▸ **Pages as source code**:
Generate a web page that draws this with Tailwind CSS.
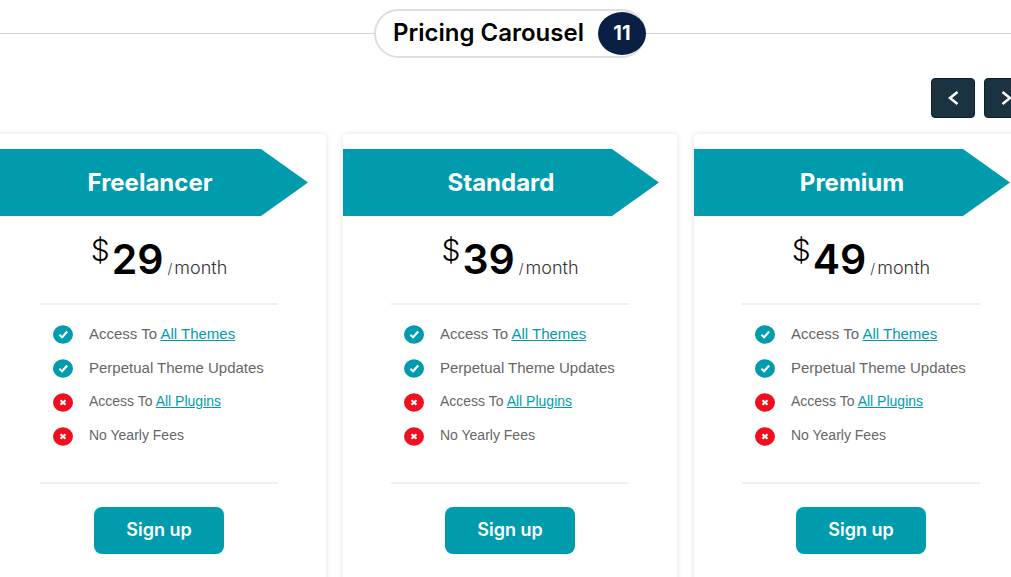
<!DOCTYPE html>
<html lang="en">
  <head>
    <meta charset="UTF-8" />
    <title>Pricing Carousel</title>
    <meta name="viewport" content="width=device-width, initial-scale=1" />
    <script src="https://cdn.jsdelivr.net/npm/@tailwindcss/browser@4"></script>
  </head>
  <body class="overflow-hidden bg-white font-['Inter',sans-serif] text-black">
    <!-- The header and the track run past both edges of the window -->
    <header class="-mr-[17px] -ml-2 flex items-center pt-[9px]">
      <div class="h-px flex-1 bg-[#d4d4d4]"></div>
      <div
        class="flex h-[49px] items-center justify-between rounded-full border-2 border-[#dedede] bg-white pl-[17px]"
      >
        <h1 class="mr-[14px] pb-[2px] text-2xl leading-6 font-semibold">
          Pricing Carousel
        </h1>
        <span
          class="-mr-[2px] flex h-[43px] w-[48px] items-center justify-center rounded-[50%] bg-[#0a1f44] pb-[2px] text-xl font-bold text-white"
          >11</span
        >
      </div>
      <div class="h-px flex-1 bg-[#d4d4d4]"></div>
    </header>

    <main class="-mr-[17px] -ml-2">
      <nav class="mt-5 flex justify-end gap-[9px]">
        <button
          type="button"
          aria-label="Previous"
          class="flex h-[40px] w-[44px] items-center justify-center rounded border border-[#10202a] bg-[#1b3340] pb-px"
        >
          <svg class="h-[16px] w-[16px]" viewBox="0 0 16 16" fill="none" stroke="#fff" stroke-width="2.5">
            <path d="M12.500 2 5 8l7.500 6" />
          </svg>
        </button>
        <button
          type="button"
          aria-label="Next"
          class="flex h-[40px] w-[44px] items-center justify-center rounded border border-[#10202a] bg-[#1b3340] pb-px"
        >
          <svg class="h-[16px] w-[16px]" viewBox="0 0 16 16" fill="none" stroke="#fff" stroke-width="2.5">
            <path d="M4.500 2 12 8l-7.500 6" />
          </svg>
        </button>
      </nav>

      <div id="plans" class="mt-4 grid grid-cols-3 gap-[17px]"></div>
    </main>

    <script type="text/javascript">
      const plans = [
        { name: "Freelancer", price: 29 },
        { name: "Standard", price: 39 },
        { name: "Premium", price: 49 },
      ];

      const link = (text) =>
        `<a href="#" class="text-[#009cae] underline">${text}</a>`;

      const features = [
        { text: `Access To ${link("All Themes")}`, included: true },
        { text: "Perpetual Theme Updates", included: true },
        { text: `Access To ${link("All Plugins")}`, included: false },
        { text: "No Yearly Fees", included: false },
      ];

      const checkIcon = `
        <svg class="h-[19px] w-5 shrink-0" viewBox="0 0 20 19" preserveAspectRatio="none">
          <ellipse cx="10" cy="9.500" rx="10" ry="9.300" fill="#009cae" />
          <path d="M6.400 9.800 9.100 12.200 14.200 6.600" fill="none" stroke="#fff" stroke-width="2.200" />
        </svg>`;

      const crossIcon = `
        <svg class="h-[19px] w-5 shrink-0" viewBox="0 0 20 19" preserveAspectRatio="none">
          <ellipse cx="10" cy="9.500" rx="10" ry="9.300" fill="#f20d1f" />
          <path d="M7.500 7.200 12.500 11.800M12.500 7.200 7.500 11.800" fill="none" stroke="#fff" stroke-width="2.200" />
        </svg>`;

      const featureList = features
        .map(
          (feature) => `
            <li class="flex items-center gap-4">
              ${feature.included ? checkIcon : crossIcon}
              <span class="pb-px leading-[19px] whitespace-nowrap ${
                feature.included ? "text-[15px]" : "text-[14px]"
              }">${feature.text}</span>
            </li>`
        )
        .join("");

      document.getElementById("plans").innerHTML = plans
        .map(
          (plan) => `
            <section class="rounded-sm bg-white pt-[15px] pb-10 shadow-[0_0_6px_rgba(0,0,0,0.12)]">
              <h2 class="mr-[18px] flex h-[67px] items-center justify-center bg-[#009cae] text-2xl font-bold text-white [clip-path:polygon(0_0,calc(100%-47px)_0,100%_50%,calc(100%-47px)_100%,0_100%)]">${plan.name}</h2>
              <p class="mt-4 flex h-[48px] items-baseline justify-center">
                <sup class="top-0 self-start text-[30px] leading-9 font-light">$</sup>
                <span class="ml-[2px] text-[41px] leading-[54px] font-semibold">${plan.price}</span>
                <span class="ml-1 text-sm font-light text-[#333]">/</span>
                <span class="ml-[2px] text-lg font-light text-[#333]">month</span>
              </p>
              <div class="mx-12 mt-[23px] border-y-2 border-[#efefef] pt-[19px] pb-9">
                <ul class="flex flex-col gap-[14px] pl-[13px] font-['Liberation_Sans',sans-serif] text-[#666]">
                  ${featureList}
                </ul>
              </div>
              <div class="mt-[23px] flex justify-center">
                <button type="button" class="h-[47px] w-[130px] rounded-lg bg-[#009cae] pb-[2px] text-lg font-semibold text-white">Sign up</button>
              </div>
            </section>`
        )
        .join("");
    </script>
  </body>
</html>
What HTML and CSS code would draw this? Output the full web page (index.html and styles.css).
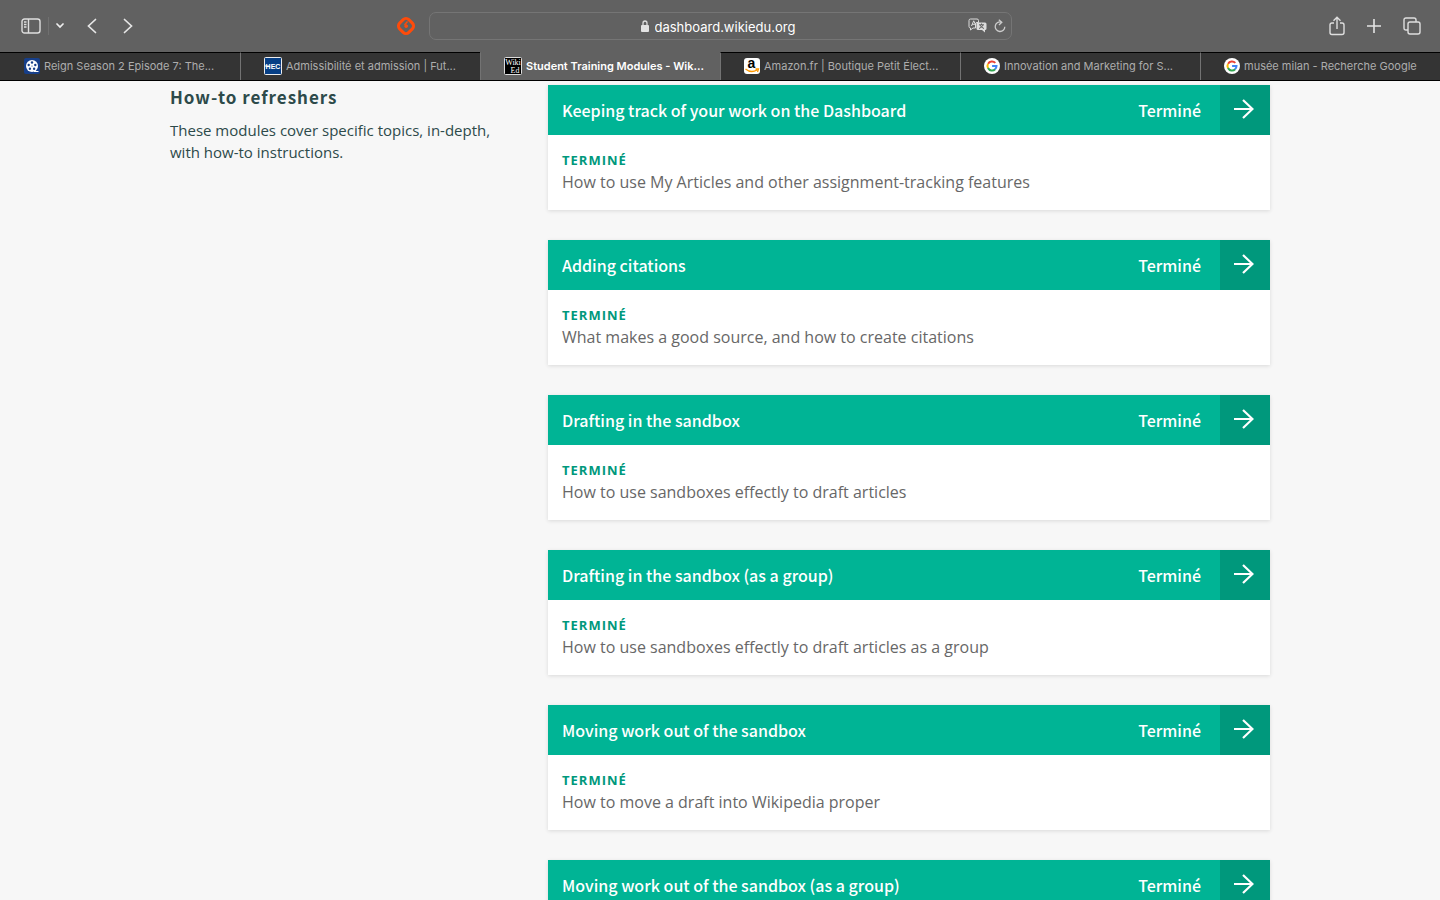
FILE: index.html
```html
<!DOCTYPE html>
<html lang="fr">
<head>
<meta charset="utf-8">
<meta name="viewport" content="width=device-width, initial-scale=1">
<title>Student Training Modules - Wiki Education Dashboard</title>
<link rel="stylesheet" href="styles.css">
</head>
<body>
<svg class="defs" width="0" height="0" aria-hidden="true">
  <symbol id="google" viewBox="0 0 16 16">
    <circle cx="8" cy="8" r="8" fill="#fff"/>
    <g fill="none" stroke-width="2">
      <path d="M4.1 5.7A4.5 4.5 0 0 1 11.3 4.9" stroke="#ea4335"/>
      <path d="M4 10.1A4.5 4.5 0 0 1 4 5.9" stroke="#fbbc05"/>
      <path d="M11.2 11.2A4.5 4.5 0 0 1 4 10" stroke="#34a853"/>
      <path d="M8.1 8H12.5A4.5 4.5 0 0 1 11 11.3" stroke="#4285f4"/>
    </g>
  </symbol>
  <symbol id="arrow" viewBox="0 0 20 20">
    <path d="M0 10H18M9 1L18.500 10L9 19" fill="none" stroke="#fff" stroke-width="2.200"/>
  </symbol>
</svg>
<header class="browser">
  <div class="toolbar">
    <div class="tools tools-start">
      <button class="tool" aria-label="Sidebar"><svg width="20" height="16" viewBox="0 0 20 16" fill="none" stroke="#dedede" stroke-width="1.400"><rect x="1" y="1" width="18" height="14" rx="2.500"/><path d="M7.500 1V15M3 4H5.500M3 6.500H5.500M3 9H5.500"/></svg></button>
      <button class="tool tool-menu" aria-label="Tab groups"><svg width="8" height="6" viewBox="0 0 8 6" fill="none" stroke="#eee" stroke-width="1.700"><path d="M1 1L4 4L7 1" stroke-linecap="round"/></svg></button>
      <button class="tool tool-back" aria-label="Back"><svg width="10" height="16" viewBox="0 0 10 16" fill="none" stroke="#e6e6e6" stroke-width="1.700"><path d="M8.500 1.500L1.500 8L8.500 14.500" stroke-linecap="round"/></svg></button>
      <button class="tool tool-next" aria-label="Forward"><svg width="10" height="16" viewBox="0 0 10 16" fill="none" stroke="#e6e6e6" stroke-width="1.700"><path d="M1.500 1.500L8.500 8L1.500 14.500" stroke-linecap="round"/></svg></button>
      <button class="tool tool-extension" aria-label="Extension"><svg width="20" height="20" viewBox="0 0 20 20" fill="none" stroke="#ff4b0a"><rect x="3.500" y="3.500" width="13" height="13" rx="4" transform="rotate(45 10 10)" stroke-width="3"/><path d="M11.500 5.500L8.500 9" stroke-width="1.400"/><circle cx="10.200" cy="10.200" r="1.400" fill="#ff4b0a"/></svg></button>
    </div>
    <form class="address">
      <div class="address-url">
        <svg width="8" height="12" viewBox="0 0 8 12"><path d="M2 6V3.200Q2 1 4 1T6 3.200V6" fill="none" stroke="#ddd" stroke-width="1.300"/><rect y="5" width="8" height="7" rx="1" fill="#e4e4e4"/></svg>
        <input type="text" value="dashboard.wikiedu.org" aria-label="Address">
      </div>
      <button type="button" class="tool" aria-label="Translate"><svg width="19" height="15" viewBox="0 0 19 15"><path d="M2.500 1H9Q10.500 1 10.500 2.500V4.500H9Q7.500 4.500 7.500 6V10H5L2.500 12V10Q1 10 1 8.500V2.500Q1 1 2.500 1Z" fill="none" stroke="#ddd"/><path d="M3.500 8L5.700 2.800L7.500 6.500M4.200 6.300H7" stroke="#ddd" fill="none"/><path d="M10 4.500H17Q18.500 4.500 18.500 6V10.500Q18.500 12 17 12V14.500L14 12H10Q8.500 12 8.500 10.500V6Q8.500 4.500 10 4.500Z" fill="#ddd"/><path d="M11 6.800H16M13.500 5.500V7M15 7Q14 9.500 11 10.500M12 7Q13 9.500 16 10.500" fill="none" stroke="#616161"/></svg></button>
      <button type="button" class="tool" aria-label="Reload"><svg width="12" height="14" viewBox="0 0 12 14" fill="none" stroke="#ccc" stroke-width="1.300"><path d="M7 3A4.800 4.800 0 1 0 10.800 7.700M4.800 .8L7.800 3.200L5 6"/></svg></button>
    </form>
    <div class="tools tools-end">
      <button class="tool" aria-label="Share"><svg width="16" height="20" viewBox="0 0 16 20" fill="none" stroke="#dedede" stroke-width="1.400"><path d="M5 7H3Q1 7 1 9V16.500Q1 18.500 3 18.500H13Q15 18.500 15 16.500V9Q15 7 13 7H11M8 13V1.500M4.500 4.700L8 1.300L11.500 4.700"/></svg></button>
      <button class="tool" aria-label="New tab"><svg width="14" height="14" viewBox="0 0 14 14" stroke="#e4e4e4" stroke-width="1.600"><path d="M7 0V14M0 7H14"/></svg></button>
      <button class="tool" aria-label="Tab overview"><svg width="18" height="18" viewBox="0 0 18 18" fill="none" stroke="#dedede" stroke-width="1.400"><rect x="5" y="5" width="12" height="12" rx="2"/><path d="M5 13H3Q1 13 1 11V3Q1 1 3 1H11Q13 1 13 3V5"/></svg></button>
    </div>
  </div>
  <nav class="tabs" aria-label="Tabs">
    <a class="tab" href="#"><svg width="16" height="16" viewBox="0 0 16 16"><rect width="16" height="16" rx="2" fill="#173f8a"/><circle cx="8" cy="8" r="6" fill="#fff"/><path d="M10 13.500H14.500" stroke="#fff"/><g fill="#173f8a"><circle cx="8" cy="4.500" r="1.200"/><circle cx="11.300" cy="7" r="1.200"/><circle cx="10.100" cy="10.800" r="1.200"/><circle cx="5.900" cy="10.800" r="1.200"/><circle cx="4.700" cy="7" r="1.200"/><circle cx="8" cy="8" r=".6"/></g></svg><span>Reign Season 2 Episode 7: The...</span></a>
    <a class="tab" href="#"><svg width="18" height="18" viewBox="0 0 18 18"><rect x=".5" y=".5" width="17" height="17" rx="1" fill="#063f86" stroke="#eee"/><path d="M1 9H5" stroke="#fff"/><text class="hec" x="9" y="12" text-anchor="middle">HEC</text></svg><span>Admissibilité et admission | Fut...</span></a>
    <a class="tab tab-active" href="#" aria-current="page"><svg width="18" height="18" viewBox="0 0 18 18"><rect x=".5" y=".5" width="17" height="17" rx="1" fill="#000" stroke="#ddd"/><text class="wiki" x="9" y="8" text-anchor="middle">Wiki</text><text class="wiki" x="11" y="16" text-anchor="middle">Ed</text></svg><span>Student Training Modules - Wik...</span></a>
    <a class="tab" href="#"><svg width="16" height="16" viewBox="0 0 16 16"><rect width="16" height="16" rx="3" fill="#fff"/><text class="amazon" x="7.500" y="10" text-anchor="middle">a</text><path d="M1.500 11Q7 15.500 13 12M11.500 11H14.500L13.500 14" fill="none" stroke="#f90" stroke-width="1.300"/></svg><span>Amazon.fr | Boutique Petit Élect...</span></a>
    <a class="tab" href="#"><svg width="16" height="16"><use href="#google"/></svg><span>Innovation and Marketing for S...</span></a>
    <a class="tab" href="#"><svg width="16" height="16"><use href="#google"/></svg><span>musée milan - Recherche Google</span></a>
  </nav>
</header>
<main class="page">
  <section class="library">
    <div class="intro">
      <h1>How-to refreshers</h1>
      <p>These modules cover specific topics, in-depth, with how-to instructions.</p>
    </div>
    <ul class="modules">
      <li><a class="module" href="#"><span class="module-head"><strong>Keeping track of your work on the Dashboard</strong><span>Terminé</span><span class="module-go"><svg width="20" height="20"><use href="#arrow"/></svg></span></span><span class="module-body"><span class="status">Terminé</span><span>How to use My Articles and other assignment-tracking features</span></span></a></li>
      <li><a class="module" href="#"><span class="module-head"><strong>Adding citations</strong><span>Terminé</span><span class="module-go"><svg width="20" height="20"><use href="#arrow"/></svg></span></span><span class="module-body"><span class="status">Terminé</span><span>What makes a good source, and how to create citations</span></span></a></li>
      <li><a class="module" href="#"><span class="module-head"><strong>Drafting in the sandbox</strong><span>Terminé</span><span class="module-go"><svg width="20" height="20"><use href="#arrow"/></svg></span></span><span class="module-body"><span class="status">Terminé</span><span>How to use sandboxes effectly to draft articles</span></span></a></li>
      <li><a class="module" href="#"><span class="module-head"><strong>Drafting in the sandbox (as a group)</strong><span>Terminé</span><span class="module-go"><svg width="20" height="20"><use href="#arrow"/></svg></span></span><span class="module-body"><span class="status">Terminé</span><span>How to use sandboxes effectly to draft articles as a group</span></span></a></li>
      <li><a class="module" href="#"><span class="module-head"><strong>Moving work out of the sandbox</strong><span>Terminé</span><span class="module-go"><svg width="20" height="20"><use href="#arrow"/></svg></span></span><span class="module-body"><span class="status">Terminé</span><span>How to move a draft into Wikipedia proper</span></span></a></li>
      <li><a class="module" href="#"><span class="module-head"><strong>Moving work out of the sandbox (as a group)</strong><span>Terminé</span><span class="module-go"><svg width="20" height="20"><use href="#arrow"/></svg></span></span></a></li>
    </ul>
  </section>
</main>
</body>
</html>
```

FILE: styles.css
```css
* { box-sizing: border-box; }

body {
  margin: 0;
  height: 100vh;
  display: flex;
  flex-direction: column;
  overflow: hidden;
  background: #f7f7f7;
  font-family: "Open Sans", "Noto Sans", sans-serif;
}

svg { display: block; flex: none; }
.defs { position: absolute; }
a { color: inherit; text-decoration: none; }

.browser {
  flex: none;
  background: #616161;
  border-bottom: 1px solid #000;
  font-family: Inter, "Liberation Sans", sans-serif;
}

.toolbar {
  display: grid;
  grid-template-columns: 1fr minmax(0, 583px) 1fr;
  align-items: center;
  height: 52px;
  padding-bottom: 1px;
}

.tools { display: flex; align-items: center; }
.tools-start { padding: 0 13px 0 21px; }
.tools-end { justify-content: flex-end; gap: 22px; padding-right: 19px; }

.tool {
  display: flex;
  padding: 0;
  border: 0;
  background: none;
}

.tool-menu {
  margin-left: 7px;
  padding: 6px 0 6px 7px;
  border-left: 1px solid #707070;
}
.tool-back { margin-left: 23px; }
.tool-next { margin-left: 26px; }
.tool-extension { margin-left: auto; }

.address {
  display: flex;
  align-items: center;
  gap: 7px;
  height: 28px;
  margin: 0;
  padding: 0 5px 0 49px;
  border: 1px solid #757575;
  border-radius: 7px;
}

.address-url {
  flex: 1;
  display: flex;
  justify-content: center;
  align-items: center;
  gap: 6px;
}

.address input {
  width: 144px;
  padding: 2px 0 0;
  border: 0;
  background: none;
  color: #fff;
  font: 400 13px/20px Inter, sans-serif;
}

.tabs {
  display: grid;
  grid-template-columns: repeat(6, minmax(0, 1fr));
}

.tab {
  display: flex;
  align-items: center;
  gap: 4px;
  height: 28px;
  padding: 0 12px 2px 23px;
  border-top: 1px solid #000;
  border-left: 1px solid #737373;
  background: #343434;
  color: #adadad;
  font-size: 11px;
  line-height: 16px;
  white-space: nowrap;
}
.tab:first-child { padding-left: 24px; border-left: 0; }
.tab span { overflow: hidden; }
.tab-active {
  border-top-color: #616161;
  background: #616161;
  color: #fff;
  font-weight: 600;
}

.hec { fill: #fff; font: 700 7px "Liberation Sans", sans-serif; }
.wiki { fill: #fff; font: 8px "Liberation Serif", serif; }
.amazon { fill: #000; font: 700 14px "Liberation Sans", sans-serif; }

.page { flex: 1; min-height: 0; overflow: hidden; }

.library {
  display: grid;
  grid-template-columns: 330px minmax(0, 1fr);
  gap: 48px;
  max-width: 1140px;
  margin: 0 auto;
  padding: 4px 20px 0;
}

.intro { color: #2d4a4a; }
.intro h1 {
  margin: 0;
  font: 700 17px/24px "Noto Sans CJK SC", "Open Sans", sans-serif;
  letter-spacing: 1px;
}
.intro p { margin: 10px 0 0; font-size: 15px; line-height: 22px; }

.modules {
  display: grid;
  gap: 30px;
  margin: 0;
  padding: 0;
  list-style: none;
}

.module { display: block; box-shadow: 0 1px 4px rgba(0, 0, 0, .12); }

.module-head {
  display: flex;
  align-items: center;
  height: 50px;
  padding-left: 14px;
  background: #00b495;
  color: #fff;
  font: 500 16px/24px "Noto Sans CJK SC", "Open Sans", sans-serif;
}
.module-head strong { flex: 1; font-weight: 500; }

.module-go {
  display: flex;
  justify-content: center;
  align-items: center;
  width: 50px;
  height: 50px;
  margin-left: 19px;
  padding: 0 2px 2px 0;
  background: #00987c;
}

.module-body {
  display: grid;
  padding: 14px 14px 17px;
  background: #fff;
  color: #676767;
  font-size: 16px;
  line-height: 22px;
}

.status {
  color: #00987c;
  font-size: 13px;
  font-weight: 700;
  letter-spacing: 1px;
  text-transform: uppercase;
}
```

▸ **Given task**:
What is the number of lines that hold the string "this"? Give it alone.

▸ **Correct output**:
2